## Provided data
=====

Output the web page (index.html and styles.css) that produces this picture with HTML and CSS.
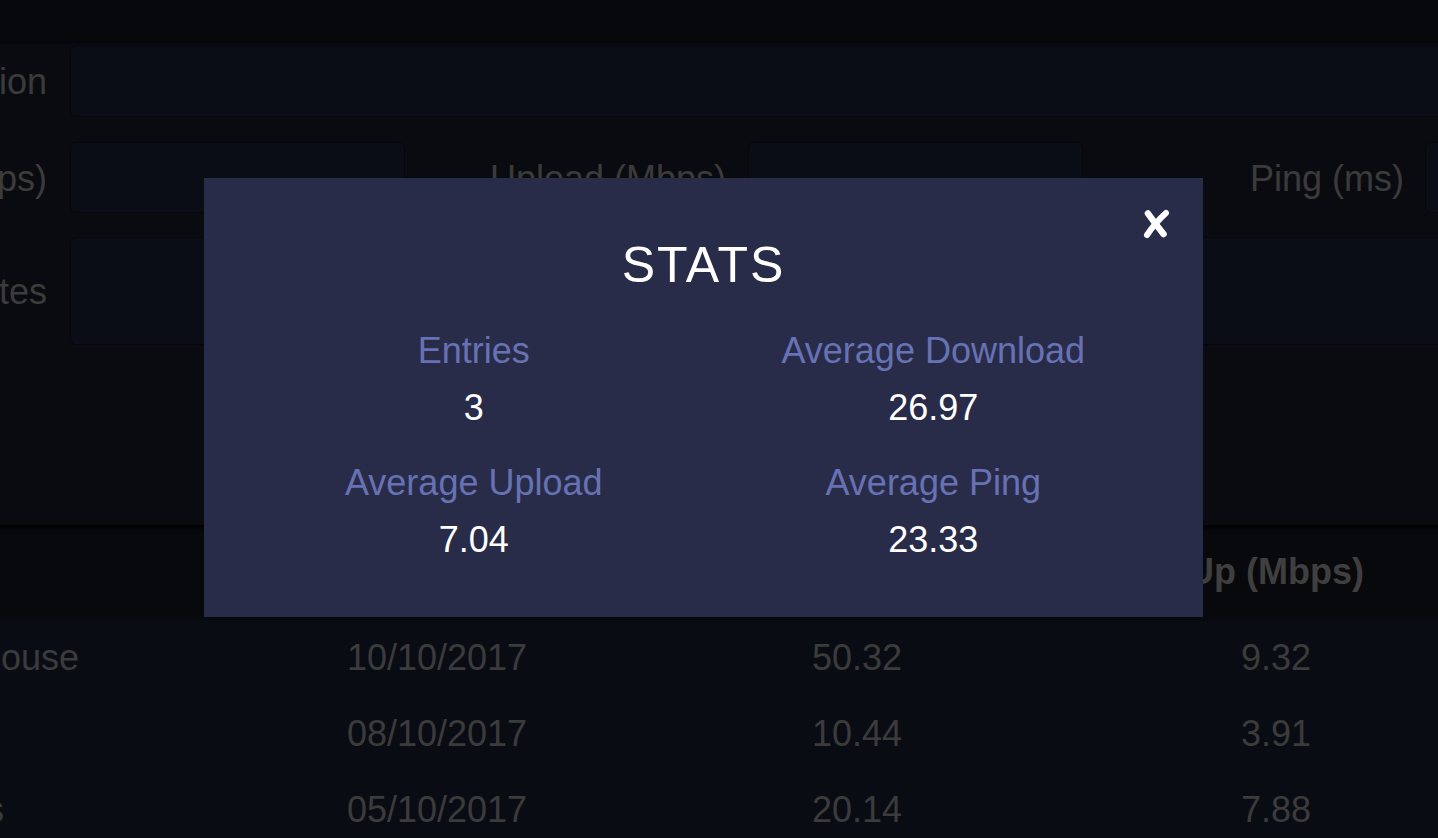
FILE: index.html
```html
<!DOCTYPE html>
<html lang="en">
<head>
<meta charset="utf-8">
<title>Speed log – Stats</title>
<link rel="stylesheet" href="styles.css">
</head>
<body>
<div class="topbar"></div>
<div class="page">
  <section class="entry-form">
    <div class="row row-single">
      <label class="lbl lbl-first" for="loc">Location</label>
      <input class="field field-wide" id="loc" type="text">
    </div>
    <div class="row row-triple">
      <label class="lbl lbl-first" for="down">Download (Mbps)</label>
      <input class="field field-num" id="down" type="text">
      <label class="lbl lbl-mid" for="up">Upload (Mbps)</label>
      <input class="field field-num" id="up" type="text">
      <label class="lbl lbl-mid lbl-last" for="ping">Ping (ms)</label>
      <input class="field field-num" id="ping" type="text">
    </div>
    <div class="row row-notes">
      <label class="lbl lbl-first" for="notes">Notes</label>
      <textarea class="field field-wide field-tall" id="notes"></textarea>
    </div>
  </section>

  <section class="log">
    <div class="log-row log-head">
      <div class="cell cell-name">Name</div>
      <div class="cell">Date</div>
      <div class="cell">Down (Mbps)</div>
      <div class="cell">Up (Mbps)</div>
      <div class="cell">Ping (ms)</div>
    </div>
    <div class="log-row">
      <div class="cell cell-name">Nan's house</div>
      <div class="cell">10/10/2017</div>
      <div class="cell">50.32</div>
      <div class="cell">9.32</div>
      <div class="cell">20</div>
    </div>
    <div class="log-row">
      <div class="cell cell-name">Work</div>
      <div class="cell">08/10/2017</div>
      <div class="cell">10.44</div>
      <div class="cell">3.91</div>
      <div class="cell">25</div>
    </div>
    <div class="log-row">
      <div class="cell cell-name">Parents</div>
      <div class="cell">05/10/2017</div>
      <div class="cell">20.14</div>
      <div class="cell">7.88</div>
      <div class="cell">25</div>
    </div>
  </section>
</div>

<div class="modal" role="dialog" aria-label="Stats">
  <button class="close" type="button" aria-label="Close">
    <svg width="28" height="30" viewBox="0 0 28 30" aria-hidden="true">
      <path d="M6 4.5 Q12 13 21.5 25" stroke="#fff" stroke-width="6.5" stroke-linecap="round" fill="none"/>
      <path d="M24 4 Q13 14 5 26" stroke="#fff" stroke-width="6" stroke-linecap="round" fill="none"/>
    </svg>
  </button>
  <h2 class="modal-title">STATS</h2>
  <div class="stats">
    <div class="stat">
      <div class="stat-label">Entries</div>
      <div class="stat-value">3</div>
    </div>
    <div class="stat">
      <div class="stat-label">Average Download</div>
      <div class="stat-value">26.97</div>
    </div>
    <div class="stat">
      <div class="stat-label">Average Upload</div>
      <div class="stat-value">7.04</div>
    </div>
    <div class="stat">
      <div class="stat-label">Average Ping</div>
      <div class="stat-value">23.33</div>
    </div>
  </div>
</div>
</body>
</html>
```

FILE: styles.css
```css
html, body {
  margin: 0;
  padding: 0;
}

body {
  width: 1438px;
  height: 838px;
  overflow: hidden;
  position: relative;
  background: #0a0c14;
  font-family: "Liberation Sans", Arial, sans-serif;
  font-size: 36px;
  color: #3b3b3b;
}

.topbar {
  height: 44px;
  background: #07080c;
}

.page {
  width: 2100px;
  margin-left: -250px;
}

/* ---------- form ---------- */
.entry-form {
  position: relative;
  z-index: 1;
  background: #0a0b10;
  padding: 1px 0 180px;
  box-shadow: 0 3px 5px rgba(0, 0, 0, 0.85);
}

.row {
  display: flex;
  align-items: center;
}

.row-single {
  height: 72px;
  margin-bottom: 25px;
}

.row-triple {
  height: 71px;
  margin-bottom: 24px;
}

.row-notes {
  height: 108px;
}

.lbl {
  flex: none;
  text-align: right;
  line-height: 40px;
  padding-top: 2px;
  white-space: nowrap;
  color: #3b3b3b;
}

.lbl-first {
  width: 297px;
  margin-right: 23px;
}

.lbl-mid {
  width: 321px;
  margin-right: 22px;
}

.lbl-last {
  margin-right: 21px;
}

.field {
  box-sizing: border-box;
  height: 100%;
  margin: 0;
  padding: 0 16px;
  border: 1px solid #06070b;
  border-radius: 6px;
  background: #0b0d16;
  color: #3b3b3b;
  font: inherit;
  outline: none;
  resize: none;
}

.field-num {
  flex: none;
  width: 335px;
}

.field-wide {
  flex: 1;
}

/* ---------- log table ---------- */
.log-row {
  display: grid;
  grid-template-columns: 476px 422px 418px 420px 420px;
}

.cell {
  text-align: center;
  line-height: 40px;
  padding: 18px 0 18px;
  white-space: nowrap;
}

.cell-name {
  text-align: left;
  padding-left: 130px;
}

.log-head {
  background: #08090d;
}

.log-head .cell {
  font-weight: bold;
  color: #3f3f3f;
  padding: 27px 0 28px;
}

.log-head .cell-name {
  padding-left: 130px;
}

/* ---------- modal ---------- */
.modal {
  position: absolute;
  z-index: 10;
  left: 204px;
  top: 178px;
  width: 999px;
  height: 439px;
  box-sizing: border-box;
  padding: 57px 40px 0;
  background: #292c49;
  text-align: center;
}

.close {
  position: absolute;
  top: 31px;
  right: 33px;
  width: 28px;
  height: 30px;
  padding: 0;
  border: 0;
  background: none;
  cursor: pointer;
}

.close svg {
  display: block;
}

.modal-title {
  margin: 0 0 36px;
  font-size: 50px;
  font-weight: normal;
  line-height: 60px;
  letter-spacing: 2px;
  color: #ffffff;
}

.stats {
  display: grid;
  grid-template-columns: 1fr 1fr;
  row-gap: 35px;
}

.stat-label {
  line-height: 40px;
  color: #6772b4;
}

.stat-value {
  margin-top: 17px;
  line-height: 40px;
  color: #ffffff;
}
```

=====

## Instruction
Retype the data above exactly; pictures are not part of the copy.

## Output of the exercise
Output the web page (index.html and styles.css) that produces this picture with HTML and CSS.
FILE: index.html
```html
<!DOCTYPE html>
<html lang="en">
<head>
<meta charset="utf-8">
<title>Speed log – Stats</title>
<link rel="stylesheet" href="styles.css">
</head>
<body>
<div class="topbar"></div>
<div class="page">
  <section class="entry-form">
    <div class="row row-single">
      <label class="lbl lbl-first" for="loc">Location</label>
      <input class="field field-wide" id="loc" type="text">
    </div>
    <div class="row row-triple">
      <label class="lbl lbl-first" for="down">Download (Mbps)</label>
      <input class="field field-num" id="down" type="text">
      <label class="lbl lbl-mid" for="up">Upload (Mbps)</label>
      <input class="field field-num" id="up" type="text">
      <label class="lbl lbl-mid lbl-last" for="ping">Ping (ms)</label>
      <input class="field field-num" id="ping" type="text">
    </div>
    <div class="row row-notes">
      <label class="lbl lbl-first" for="notes">Notes</label>
      <textarea class="field field-wide field-tall" id="notes"></textarea>
    </div>
  </section>

  <section class="log">
    <div class="log-row log-head">
      <div class="cell cell-name">Name</div>
      <div class="cell">Date</div>
      <div class="cell">Down (Mbps)</div>
      <div class="cell">Up (Mbps)</div>
      <div class="cell">Ping (ms)</div>
    </div>
    <div class="log-row">
      <div class="cell cell-name">Nan's house</div>
      <div class="cell">10/10/2017</div>
      <div class="cell">50.32</div>
      <div class="cell">9.32</div>
      <div class="cell">20</div>
    </div>
    <div class="log-row">
      <div class="cell cell-name">Work</div>
      <div class="cell">08/10/2017</div>
      <div class="cell">10.44</div>
      <div class="cell">3.91</div>
      <div class="cell">25</div>
    </div>
    <div class="log-row">
      <div class="cell cell-name">Parents</div>
      <div class="cell">05/10/2017</div>
      <div class="cell">20.14</div>
      <div class="cell">7.88</div>
      <div class="cell">25</div>
    </div>
  </section>
</div>

<div class="modal" role="dialog" aria-label="Stats">
  <button class="close" type="button" aria-label="Close">
    <svg width="28" height="30" viewBox="0 0 28 30" aria-hidden="true">
      <path d="M6 4.5 Q12 13 21.5 25" stroke="#fff" stroke-width="6.5" stroke-linecap="round" fill="none"/>
      <path d="M24 4 Q13 14 5 26" stroke="#fff" stroke-width="6" stroke-linecap="round" fill="none"/>
    </svg>
  </button>
  <h2 class="modal-title">STATS</h2>
  <div class="stats">
    <div class="stat">
      <div class="stat-label">Entries</div>
      <div class="stat-value">3</div>
    </div>
    <div class="stat">
      <div class="stat-label">Average Download</div>
      <div class="stat-value">26.97</div>
    </div>
    <div class="stat">
      <div class="stat-label">Average Upload</div>
      <div class="stat-value">7.04</div>
    </div>
    <div class="stat">
      <div class="stat-label">Average Ping</div>
      <div class="stat-value">23.33</div>
    </div>
  </div>
</div>
</body>
</html>
```

FILE: styles.css
```css
html, body {
  margin: 0;
  padding: 0;
}

body {
  width: 1438px;
  height: 838px;
  overflow: hidden;
  position: relative;
  background: #0a0c14;
  font-family: "Liberation Sans", Arial, sans-serif;
  font-size: 36px;
  color: #3b3b3b;
}

.topbar {
  height: 44px;
  background: #07080c;
}

.page {
  width: 2100px;
  margin-left: -250px;
}

/* ---------- form ---------- */
.entry-form {
  position: relative;
  z-index: 1;
  background: #0a0b10;
  padding: 1px 0 180px;
  box-shadow: 0 3px 5px rgba(0, 0, 0, 0.85);
}

.row {
  display: flex;
  align-items: center;
}

.row-single {
  height: 72px;
  margin-bottom: 25px;
}

.row-triple {
  height: 71px;
  margin-bottom: 24px;
}

.row-notes {
  height: 108px;
}

.lbl {
  flex: none;
  text-align: right;
  line-height: 40px;
  padding-top: 2px;
  white-space: nowrap;
  color: #3b3b3b;
}

.lbl-first {
  width: 297px;
  margin-right: 23px;
}

.lbl-mid {
  width: 321px;
  margin-right: 22px;
}

.lbl-last {
  margin-right: 21px;
}

.field {
  box-sizing: border-box;
  height: 100%;
  margin: 0;
  padding: 0 16px;
  border: 1px solid #06070b;
  border-radius: 6px;
  background: #0b0d16;
  color: #3b3b3b;
  font: inherit;
  outline: none;
  resize: none;
}

.field-num {
  flex: none;
  width: 335px;
}

.field-wide {
  flex: 1;
}

/* ---------- log table ---------- */
.log-row {
  display: grid;
  grid-template-columns: 476px 422px 418px 420px 420px;
}

.cell {
  text-align: center;
  line-height: 40px;
  padding: 18px 0 18px;
  white-space: nowrap;
}

.cell-name {
  text-align: left;
  padding-left: 130px;
}

.log-head {
  background: #08090d;
}

.log-head .cell {
  font-weight: bold;
  color: #3f3f3f;
  padding: 27px 0 28px;
}

.log-head .cell-name {
  padding-left: 130px;
}

/* ---------- modal ---------- */
.modal {
  position: absolute;
  z-index: 10;
  left: 204px;
  top: 178px;
  width: 999px;
  height: 439px;
  box-sizing: border-box;
  padding: 57px 40px 0;
  background: #292c49;
  text-align: center;
}

.close {
  position: absolute;
  top: 31px;
  right: 33px;
  width: 28px;
  height: 30px;
  padding: 0;
  border: 0;
  background: none;
  cursor: pointer;
}

.close svg {
  display: block;
}

.modal-title {
  margin: 0 0 36px;
  font-size: 50px;
  font-weight: normal;
  line-height: 60px;
  letter-spacing: 2px;
  color: #ffffff;
}

.stats {
  display: grid;
  grid-template-columns: 1fr 1fr;
  row-gap: 35px;
}

.stat-label {
  line-height: 40px;
  color: #6772b4;
}

.stat-value {
  margin-top: 17px;
  line-height: 40px;
  color: #ffffff;
}
```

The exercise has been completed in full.